Our plan to explore the island a little each day included lunch in downtown Winslow. As can be expected, we experienced a wide range of cuisines. Our first restaurant, Harbour Public House, served a tasty lunch and provided these views of Eagle Harbor.
Bloedel Reserve took up the better part of another afternoon. It takes about 2 hrs to walk it, so they say, but that’s true only if you have an unerring instinct for direction. We had a map in our hands to guide us and we have Ph.D.s on the wall back home to prove we aren’t stupid. But the fact is, we were lost most of the time. On the upside, we developed a certain fondness for areas we cycled through frequently, such as the beautiful Japanese Gardens.
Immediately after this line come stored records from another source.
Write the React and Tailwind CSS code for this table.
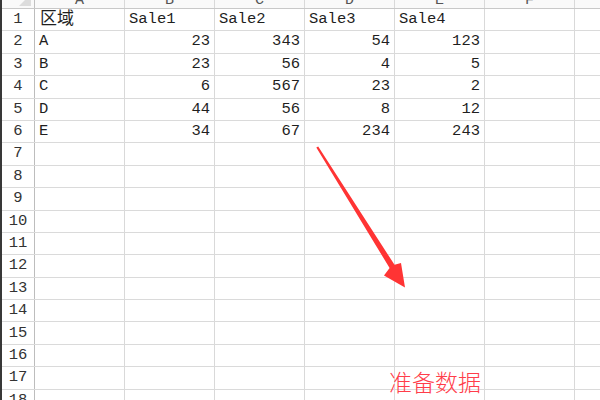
import React from "react";

const cols = ["A", "B", "C", "D", "E", "F", "G"];

const data = [
  ["区域", "Sale1", "Sale2", "Sale3", "Sale4"],
  ["A", 23, 343, 54, 123],
  ["B", 23, 56, 4, 5],
  ["C", 6, 567, 23, 2],
  ["D", 44, 56, 8, 12],
  ["E", 34, 67, 234, 243],
];

const rowCount = 18;

function Cell({ value }) {
  const isNum = typeof value === "number";
  const cjk = typeof value === "string" && /[\u4e00-\u9fff]/.test(value);
  return (
    <div
      className={
        "w-[90px] shrink-0 h-full border-r border-[#d9d9d9] flex items-center px-[4px] overflow-hidden whitespace-nowrap " +
        (isNum ? "justify-end" : "justify-start")
      }
    >
      <span className={cjk ? "text-[17px] pl-[1px]" : ""}>{value ?? ""}</span>
    </div>
  );
}

export default function App() {
  const rows = Array.from({ length: rowCount }, (_, i) => data[i] || []);

  return (
    <div
      className="relative w-[600px] h-[400px] overflow-hidden bg-white text-[#1f1f1f] border-l-2 border-[#383838]"
      style={{ fontFamily: '"Liberation Mono", "Noto Sans CJK SC", monospace' }}
    >
      <div className="-mt-[13px] text-[15.5px]">
        {/* column letters */}
        <div className="flex h-[22px] border-b border-[#c8c8c8] bg-[#f9f9f9]">
          <div className="w-[33px] shrink-0 border-r border-[#c0c0c0] relative">
            <div className="absolute right-[3px] bottom-[2px] w-0 h-0 border-l-[12px] border-l-transparent border-b-[12px] border-b-[#dcdcdc]" />
          </div>
          {cols.map((c) => (
            <div
              key={c}
              className="w-[90px] shrink-0 border-r border-[#d9d9d9] flex items-end justify-center text-[#555] text-[15px] leading-none"
            >
              {c}
            </div>
          ))}
        </div>

        {rows.map((r, i) => (
          <div key={i} className="flex h-[22.4px] border-b border-[#dadada]">
            <div className="w-[33px] shrink-0 border-r border-[#bdbdbd] flex items-center justify-center text-[#333]">
              {i + 1}
            </div>
            {cols.map((c, j) => (
              <Cell key={c} value={r[j]} />
            ))}
          </div>
        ))}
      </div>

      {/* annotation arrow */}
      <svg className="absolute left-0 top-0" width="600" height="400" viewBox="0 0 600 400">
        <polygon
          points="314.3,147.6 316.2,146.6 392.5,264.8 399,263 403,287.5 382,275.5 387.6,268"
          fill="#ff3434"
        />
      </svg>

      <div
        className="absolute left-[387px] top-[370px] text-[23px] font-light text-[#ff3d4a] leading-none"
        style={{ fontFamily: '"Noto Sans CJK SC", sans-serif' }}
      >
        准备数据
      </div>
    </div>
  );
}
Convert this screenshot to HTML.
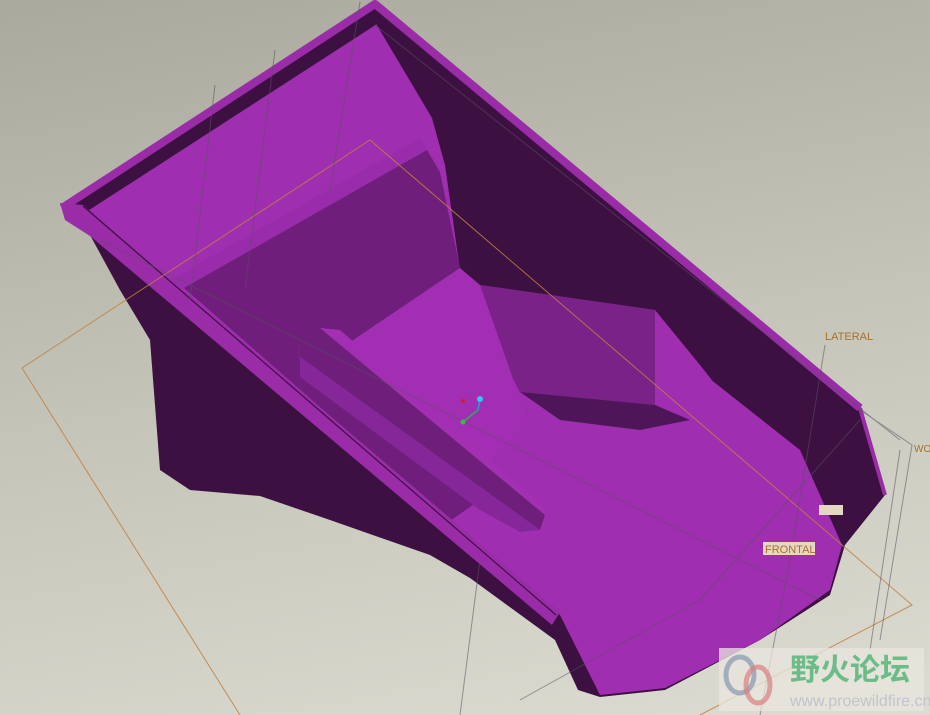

The trick is not to pay too much attention to the map because it’s not drawn to scale. You also can’t be shy about getting instructions from the grounds crew as to where you are and how not to end up at the Japanese Gardens for the tenth time. All this, because the numbered places of interest on the map have no corresponding numbers in the grounds.
Map versus signage
When at last we made our way out of the maze, we pointed out the lack of signage as a problem to the kind clerks at the entry gate. They said that part of Mr. Bloedel’s legacy was for visitors to simply enjoy the grounds and not be concerned about the names of things. That’s all fine and good for Mr. Bloedel who knew the names of all the trees and shrubs, and planned the layout of the park. The approach does not work well for a visitor who likes to learn such things.
Besides, Mr. Bloedel is very dead and I’m very alive. So whose needs should be met?
Well, as I responded to the ticket-takers, “Lost and cross,” is not a good take-away for your patrons. What would it hurt the ambience of Bloedel Reserve to have a little four-inch high post with the name of a bush or a lake or a tree on it?
I love Prentice Bloedel’s motto: “Nature can live without man, but man cannot live without nature.”